Alors, qui était mon père? Un héros local parti trop tôt? Un monstre misogyne, coupable de violences intrafamiliales? La réalité se situe au-delà de ces stéréotypes. Il n’était ni un monstre, ni un héros, c’était un homme normal statistiquement; un père de famille qui, bien qu’ayant connu la misère, dans son enfance, profitait d’un système sexiste, qui ne l’a jamais puni d’exercer son emprise psychologique et physique sur sa cellule familiale. Les hommes violent ne sont jamais « que » ça, quand ils sont intégrés socialement, et nous allons devoir collectivement, accepter qu’ils sont une majorité à vivre, vivre à nos côtés. Ils savent présenter bien, se faire aimer, séduire sincèrement ou manipuler pour développer ce qu’il faut de liens pour ne pas être seuls et exercer leur emprise. Leur entourage ont de l’affection pour eux, ils sont parfois admirés, on les aime, malgré tout. Lutter contre les violences domestiques, ce n’est pas désigner et combattre des monstres, qu’on pourrait garder en marge de la société, mais un système entier qui produit des pères, des maris violents, et maintient leur domination sur les femmes et les enfants.
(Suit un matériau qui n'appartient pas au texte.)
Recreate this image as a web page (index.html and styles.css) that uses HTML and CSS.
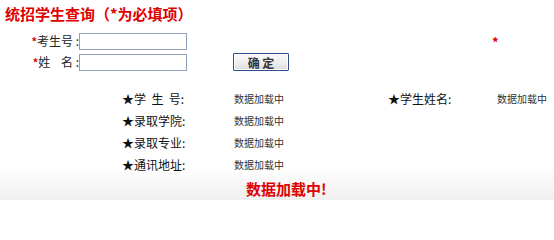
FILE: index.html
```html
<!DOCTYPE html>
<html lang="zh">
<head>
<meta charset="utf-8">
<title>统招学生查询</title>
<link rel="stylesheet" href="styles.css">
</head>
<body>
<div class="page">
  <h1 class="title">统招学生查询（*为必填项）</h1>
  <div class="form">
    <div class="fields">
      <div class="row">
        <label class="lbl"><span class="req">*</span>考生号 :</label>
        <input class="inp" type="text">
      </div>
      <div class="row">
        <label class="lbl"><span class="req">*</span>姓&nbsp;&nbsp;&nbsp;&nbsp;名 :</label>
        <input class="inp" type="text">
      </div>
    </div>
    <button class="btn" type="button">确 定</button>
    <span class="req star-right">*</span>
  </div>
  <div class="info">
    <span class="k">★学&nbsp;&nbsp;生&nbsp;&nbsp;号:</span><span class="v">数据加载中</span>
    <span class="k">★学生姓名:</span><span class="v">数据加载中</span>
    <span class="k">★录取学院:</span><span class="v">数据加载中</span>
    <span class="k"></span><span class="v"></span>
    <span class="k">★录取专业:</span><span class="v">数据加载中</span>
    <span class="k"></span><span class="v"></span>
    <span class="k">★通讯地址:</span><span class="v">数据加载中</span>
    <span class="k"></span><span class="v"></span>
  </div>
  <div class="msg">数据加载中!</div>
</div>
</body>
</html>
```

FILE: styles.css
```css
html {
  background: #ffffff;
}
html, body {
  margin: 0;
  padding: 0;
}
body {
  width: 554px;
  height: 200px;
  overflow: hidden;
  font-family: "Noto Sans CJK SC", "DejaVu Sans", sans-serif;
  background: linear-gradient(to bottom, #ffffff 0, #ffffff 166px, #f0f0f0 200px);
  color: #000;
}
.page {
  padding-top: 5px;
}
.title {
  margin: 0 0 0 5px;
  font-size: 15px;
  line-height: 18px;
  font-weight: bold;
  color: #e00000;
}
.form {
  display: flex;
  margin-top: 9px;
  padding-left: 26px;
}
.fields {
  display: flex;
  flex-direction: column;
  gap: 3px;
}
.row {
  display: flex;
  align-items: center;
}
.lbl {
  width: 53px;
  text-align: right;
  font-size: 12px;
  line-height: 17px;
  color: #222;
  white-space: nowrap;
}
.req {
  color: #e00000;
  font-size: 11px;
  font-weight: bold;
}
.inp {
  box-sizing: border-box;
  width: 108px;
  height: 17px;
  margin: 0;
  padding: 0 2px;
  border: 1px solid #8e9fb8;
  background: #fff;
  font-size: 12px;
}
.btn {
  box-sizing: border-box;
  align-self: flex-end;
  width: 56px;
  height: 18px;
  margin: 0 0 0 46px;
  padding: 0;
  border: 1px solid #2f4c8e;
  border-radius: 1px;
  background: linear-gradient(to bottom, #fafafa 0, #ececec 60%, #dcdcdc 100%);
  box-shadow: inset 0 0 0 1px #ffffff;
  font-family: "Noto Sans CJK SC", sans-serif;
  font-size: 12px;
  line-height: 15px;
  font-weight: bold;
  color: #333;
}
.star-right {
  margin-left: 203px;
  margin-top: 1px;
  line-height: 17px;
  font-size: 13px;
}
.info {
  display: grid;
  grid-template-columns: 112px 154px 109px 1fr;
  grid-auto-rows: 22px;
  align-items: center;
  margin-top: 16px;
  padding-left: 122px;
}
.k {
  font-size: 12px;
  color: #111;
  white-space: nowrap;
}
.v {
  font-size: 10px;
  color: #333;
  white-space: nowrap;
}
.msg {
  margin-top: 4px;
  padding-left: 246px;
  font-size: 15px;
  line-height: 20px;
  font-weight: bold;
  color: #e00000;
}
```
J’espère que ma famille saura voir que ce livre est un geste d’amour et de réparation, pour mon père, et pour nous, et l’occasion d’une réflexion générale sur le secret de la violence des patriarches, bien gardé au sein des cellules familiales où elle est perpétrée.
La révélation de ce secret familial m’a permis d’en percer un plus grand : celui d’une catégorie d’hommes, qui se vivent, comme de raisonnables sages, alors qu’ils sont les militants zélés d’une idéologie qu’on ne prend jamais le temps te décrire. Je me suis souvenu des mots de Virginia Woolf dans Une chambre à soi : « Les femmes ont pendant des siècles servi aux hommes de miroirs, elle possédait le pouvoir magique et délicieux de réfléchir une image de l’homme, deux fois plus grande que nature. » Que se passerait-il si je tendais moi aussi le miroir vers les bons pères de famille?
Je ne les ai pas tout de suite identifiés dans le miroir, car, faute d’être nommés et décrits, ils sont presque invisibles, ainsi que les idées qu’ils défendent. Puis, j’ai commencé à avoir des liens. Quel est le point commun entre Alain Finkielkraut, un commentateur sportif, Jean-Luc Mélenchon, un harceleur sur Twitter, un écrivain hétérosexuel has been, Éric Zemmour, un fan de Johnny Depp, Benjamin Mendy, un journaliste de la rubrique des faits divers, Gérald Darmanin, l’éditorialiste de chaîne d’info en continu, Bertrand Cantat, votre tonton sur Facebook et Jonathann Daval? Au-delà des positions politiques qu’ils défendent tous portent une parole de résistance à la mise au jour de leur violence ou de celle de leurs pairs. C’est ainsi que j’ai commencé à rapprocher entre eux des hommes qui n’avaient rien en commun, mais qui pourtant attaquaient les femmes et les féministes avec la même détermination et se défendait d’elles, avec les mêmes arguments. ils sont en réseau, ils partagent un destin commun, un socle de valeurs qu’il est difficile de définir à première vue. Découvrir la formule « en bon père de famille » m’a permis de mettre un mot sur cette caste hétérogène uni par quelque chose de plus grand.
Que ces hommes soient réellement père ou en couple importe peu. On peut même être une femme et porter le discours des bons pères de famille. Le concept ne sert qu’à parler de patriarcat en le personnifiant, affaire apparaître une entente, au-delà des milieux et des convictions politiques, en lui donnant les traits de certains hommes publics, pour révéler l’agilité avec laquelle ce groupe d’intérêt maintient son hégémonie. C’est une autre façon d’aborder le boys club, un concept développé par l’autrice féministe québécoise, Martine Delvaux. « le boy club n’est pas une institution du passé. Il est bien vivant, tentaculaire : Etat, Eglise, armée, université, fraternité, firme… Et la liste s’allonge », écrit-elle (interview pour Terrafemina du 12 février 2019). Le discours des bons pères de famille ne concerne pas seulement le boys club, « un groupe serré d’amis–hommes qui se protègent entre eux», il touche tous les hommes dans l’espace social qui souhaiterait adhérer au projet patriarcal.